Track down every line below that holds "components" and copy it.

== DATA SHOWN ==
• • •

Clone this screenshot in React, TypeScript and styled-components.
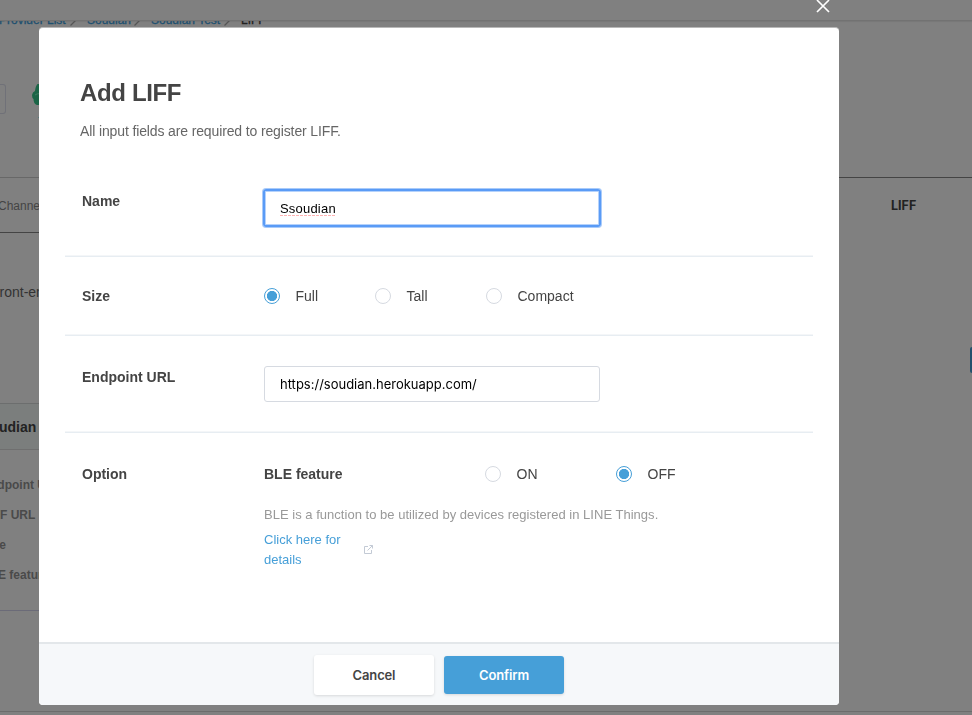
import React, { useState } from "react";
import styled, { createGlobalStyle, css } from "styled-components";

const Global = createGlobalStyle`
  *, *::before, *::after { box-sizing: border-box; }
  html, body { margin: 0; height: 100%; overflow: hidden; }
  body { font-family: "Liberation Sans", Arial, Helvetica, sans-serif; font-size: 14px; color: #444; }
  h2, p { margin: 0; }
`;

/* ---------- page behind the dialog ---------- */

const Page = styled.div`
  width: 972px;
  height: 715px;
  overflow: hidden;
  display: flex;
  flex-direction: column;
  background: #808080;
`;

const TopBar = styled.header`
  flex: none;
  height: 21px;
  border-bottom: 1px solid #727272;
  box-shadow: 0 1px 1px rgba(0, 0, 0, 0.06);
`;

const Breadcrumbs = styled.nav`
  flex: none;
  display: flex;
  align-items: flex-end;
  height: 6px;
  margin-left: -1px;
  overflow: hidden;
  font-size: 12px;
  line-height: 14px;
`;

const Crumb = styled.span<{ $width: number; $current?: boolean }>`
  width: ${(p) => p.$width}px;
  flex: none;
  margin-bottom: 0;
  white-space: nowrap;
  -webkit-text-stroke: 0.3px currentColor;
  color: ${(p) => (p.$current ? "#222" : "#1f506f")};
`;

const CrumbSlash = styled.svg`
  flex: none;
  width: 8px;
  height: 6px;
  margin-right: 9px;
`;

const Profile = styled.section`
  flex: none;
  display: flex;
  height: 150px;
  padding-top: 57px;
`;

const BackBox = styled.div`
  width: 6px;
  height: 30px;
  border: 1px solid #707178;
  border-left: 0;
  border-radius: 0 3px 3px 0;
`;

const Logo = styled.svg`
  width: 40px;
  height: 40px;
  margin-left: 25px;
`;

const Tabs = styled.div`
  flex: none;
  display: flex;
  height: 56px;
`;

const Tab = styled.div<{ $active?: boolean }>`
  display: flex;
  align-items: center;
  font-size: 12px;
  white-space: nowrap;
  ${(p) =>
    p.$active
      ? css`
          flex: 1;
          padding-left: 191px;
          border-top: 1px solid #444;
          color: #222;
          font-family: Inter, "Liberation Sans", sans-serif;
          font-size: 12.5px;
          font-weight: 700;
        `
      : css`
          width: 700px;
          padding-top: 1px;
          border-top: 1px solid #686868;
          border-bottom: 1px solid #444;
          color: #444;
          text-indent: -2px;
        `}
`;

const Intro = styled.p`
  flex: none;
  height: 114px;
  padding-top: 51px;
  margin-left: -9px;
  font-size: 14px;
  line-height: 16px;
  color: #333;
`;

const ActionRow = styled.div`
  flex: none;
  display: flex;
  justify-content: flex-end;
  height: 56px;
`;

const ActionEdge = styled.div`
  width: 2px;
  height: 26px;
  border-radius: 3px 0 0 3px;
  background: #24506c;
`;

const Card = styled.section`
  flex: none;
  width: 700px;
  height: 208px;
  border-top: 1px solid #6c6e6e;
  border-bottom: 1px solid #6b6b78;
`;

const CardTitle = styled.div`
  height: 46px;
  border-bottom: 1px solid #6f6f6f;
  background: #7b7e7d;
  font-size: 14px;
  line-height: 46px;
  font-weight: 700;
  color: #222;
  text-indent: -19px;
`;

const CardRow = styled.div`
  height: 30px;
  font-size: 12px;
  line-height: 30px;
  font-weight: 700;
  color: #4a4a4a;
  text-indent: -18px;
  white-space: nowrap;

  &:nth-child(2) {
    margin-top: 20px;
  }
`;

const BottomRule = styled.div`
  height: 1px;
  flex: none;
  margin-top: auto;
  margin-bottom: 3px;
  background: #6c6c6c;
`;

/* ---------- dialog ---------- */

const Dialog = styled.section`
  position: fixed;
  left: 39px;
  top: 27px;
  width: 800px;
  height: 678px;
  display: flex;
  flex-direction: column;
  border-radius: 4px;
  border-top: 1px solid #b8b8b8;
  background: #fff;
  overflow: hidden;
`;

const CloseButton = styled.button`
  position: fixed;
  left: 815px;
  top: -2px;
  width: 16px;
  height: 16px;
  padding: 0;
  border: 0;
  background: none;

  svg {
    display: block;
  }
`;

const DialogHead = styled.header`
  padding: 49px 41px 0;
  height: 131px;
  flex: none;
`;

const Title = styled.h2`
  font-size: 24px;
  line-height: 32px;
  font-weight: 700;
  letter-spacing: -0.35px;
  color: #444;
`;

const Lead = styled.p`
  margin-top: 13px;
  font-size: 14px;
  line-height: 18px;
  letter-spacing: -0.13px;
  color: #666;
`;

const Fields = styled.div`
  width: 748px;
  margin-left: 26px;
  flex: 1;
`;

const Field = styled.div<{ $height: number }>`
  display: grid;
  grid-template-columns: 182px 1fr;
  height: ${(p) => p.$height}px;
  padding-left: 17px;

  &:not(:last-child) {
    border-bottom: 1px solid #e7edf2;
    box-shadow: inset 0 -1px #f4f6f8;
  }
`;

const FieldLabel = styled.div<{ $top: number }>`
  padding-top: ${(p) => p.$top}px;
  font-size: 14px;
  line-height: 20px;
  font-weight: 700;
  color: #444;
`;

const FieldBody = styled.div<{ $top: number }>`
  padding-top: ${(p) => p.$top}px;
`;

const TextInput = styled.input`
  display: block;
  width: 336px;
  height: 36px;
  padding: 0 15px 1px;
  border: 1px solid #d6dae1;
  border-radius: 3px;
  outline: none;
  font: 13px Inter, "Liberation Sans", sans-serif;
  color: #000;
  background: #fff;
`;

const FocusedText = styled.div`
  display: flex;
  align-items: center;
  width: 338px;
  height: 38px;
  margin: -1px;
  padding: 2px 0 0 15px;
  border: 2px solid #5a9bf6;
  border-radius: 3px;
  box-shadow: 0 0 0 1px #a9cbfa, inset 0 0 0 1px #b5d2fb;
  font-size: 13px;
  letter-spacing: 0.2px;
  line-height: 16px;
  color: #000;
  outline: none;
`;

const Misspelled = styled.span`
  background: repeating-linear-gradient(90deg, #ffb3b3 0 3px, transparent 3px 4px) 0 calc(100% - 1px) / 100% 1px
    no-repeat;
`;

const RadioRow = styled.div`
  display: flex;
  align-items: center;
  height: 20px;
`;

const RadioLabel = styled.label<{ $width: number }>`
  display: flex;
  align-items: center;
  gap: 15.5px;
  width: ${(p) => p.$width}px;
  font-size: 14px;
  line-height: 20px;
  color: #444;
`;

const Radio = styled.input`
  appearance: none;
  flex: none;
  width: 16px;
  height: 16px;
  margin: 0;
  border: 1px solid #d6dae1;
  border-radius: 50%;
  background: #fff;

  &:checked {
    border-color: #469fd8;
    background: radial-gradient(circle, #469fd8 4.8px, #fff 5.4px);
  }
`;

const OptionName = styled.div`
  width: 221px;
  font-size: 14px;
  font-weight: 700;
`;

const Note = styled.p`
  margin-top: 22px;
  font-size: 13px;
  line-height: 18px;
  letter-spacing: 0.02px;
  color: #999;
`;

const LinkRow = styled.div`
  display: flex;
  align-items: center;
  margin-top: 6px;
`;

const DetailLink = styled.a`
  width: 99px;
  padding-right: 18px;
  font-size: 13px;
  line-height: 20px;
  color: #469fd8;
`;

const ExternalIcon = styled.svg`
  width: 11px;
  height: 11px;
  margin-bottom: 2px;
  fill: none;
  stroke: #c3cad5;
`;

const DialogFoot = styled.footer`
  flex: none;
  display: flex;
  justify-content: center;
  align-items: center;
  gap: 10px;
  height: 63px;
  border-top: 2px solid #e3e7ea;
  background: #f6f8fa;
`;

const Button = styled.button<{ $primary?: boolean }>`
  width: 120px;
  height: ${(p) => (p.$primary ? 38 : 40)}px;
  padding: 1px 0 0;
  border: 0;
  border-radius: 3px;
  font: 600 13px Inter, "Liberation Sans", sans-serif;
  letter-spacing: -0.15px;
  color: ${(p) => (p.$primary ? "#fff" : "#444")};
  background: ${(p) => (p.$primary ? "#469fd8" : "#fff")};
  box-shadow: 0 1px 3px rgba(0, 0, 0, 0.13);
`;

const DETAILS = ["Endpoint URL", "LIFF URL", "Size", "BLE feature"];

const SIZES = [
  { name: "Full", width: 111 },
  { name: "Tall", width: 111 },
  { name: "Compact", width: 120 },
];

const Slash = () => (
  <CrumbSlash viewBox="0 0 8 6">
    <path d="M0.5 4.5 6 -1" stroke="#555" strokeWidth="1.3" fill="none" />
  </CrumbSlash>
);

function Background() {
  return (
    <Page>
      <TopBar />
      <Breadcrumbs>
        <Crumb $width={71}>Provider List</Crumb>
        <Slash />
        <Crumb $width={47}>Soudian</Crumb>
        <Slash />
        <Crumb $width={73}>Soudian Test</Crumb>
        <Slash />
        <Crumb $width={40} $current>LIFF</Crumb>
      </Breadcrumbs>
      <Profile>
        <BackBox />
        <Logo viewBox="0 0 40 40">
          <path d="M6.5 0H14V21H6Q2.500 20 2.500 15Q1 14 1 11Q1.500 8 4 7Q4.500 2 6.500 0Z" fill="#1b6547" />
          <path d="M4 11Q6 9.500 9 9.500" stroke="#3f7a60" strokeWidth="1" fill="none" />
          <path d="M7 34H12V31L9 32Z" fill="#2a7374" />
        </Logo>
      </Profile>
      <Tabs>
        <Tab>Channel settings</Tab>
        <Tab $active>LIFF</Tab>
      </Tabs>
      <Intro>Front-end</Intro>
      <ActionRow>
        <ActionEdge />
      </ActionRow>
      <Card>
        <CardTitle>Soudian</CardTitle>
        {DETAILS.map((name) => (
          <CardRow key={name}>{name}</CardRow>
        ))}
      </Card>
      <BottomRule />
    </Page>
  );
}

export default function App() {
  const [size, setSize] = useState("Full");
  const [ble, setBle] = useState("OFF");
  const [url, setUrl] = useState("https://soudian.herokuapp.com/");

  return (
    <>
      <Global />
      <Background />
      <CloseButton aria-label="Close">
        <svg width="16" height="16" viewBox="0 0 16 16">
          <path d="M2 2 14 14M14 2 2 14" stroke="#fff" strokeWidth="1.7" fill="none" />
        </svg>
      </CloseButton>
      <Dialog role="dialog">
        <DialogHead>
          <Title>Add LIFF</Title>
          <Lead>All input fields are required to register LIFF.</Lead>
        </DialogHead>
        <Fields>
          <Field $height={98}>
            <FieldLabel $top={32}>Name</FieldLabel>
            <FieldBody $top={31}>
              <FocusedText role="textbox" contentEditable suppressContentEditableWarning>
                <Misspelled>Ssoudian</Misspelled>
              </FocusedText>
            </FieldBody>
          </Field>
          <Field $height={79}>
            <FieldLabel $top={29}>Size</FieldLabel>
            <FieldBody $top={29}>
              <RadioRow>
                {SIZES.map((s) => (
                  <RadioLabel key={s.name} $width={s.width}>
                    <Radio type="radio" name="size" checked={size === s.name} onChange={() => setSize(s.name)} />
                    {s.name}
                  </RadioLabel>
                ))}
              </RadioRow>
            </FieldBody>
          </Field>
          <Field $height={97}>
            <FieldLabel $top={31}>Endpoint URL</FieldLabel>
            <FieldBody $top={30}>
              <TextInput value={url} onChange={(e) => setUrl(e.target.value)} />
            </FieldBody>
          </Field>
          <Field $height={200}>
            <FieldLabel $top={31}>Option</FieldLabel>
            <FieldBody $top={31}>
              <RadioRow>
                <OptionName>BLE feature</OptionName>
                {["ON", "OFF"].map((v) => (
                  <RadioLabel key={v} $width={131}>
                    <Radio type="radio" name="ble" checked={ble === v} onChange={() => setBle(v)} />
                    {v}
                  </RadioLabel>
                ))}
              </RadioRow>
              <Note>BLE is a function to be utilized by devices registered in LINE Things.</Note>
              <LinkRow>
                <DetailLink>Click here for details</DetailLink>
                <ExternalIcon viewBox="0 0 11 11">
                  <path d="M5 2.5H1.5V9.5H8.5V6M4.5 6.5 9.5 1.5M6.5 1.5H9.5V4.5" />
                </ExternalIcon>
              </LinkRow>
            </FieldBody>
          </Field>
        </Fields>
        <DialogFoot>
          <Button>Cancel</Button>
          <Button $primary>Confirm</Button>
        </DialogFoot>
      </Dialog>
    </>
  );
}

• • •

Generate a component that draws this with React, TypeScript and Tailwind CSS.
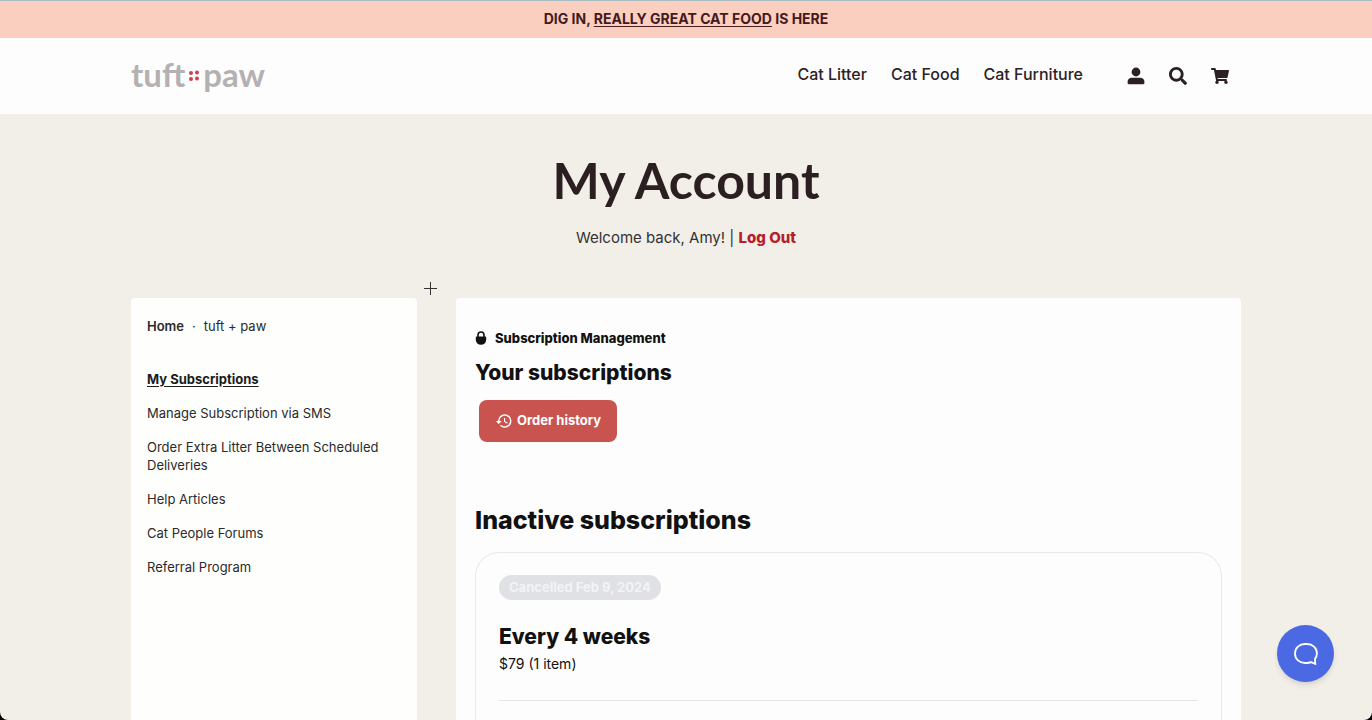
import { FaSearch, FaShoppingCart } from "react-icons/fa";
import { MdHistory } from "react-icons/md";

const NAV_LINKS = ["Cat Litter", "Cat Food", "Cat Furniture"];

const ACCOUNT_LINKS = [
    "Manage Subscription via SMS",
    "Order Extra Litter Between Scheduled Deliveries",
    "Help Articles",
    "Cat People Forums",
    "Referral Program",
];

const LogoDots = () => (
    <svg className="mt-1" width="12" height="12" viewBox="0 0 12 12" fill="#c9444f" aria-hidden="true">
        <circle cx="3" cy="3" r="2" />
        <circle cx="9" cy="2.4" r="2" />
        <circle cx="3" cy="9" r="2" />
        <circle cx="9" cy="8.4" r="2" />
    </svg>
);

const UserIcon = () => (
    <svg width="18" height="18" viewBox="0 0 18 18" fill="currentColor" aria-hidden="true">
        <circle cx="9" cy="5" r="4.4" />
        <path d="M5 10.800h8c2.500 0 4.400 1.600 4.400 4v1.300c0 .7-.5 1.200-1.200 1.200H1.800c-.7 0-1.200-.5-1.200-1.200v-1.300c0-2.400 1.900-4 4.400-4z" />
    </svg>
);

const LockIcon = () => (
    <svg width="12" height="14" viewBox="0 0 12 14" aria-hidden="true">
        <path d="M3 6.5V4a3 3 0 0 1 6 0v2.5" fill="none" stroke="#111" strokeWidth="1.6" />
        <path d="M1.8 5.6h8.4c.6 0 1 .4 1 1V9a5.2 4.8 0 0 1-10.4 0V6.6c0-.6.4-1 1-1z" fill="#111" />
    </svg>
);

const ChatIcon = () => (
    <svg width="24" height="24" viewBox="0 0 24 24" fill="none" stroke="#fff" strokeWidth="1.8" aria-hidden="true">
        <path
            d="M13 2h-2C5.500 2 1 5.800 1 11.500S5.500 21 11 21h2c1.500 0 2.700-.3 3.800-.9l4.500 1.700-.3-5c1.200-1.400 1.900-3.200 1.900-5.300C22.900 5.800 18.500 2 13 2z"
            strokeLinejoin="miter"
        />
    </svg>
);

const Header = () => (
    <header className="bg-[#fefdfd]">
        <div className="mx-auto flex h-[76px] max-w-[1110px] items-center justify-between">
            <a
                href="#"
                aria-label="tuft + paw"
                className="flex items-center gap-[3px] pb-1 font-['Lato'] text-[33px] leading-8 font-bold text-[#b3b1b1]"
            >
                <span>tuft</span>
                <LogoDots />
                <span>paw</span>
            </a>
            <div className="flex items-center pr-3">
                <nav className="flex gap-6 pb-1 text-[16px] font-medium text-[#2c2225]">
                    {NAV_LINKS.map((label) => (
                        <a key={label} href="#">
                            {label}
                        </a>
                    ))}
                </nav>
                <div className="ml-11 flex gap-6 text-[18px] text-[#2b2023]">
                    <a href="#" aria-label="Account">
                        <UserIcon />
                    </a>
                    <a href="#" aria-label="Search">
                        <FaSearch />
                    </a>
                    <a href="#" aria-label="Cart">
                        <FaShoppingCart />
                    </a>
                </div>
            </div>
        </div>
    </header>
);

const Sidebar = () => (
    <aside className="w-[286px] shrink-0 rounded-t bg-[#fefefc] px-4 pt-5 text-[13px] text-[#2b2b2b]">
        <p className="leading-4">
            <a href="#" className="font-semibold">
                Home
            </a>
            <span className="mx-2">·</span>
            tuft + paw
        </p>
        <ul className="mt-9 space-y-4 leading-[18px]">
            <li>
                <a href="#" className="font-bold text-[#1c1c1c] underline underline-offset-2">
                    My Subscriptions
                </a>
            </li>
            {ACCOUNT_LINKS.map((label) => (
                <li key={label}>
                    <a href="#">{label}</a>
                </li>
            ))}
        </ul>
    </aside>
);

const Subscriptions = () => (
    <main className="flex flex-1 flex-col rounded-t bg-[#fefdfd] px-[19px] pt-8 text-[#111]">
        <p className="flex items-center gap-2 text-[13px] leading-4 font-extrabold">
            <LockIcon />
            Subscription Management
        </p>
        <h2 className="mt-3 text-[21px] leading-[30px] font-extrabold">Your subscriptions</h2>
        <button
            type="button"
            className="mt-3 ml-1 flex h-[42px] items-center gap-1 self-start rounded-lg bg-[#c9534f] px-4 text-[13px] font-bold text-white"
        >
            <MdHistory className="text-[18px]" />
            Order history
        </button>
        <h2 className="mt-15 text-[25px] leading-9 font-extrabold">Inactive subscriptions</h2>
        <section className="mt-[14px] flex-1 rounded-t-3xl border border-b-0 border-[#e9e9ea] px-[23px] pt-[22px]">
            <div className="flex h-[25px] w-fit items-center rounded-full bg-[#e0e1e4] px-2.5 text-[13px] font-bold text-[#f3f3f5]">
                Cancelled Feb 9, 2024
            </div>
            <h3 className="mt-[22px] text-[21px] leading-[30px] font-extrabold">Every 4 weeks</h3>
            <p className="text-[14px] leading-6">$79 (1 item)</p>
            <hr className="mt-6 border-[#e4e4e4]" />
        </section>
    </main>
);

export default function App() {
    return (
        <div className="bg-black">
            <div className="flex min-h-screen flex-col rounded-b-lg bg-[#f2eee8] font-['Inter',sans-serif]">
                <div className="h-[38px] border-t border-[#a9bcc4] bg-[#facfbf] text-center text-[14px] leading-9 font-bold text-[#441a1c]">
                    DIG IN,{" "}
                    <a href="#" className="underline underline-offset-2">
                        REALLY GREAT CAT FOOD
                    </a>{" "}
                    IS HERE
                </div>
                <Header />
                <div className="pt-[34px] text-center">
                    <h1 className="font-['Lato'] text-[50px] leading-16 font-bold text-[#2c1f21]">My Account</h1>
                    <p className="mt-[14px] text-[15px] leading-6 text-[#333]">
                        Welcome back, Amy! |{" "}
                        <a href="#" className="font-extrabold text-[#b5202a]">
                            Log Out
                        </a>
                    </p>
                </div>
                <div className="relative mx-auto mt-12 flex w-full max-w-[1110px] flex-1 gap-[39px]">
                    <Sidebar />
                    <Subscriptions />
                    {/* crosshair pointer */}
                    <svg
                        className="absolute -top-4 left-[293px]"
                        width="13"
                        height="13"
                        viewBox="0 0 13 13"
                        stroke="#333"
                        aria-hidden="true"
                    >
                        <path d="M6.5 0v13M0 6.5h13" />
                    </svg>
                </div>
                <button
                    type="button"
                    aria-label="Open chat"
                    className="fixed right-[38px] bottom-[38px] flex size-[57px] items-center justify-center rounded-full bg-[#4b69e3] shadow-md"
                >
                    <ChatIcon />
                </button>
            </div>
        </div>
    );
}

• • •

== EXPECTED ANSWER ==
Clone this screenshot in React, TypeScript and styled-components.
import styled, { createGlobalStyle, css } from "styled-components";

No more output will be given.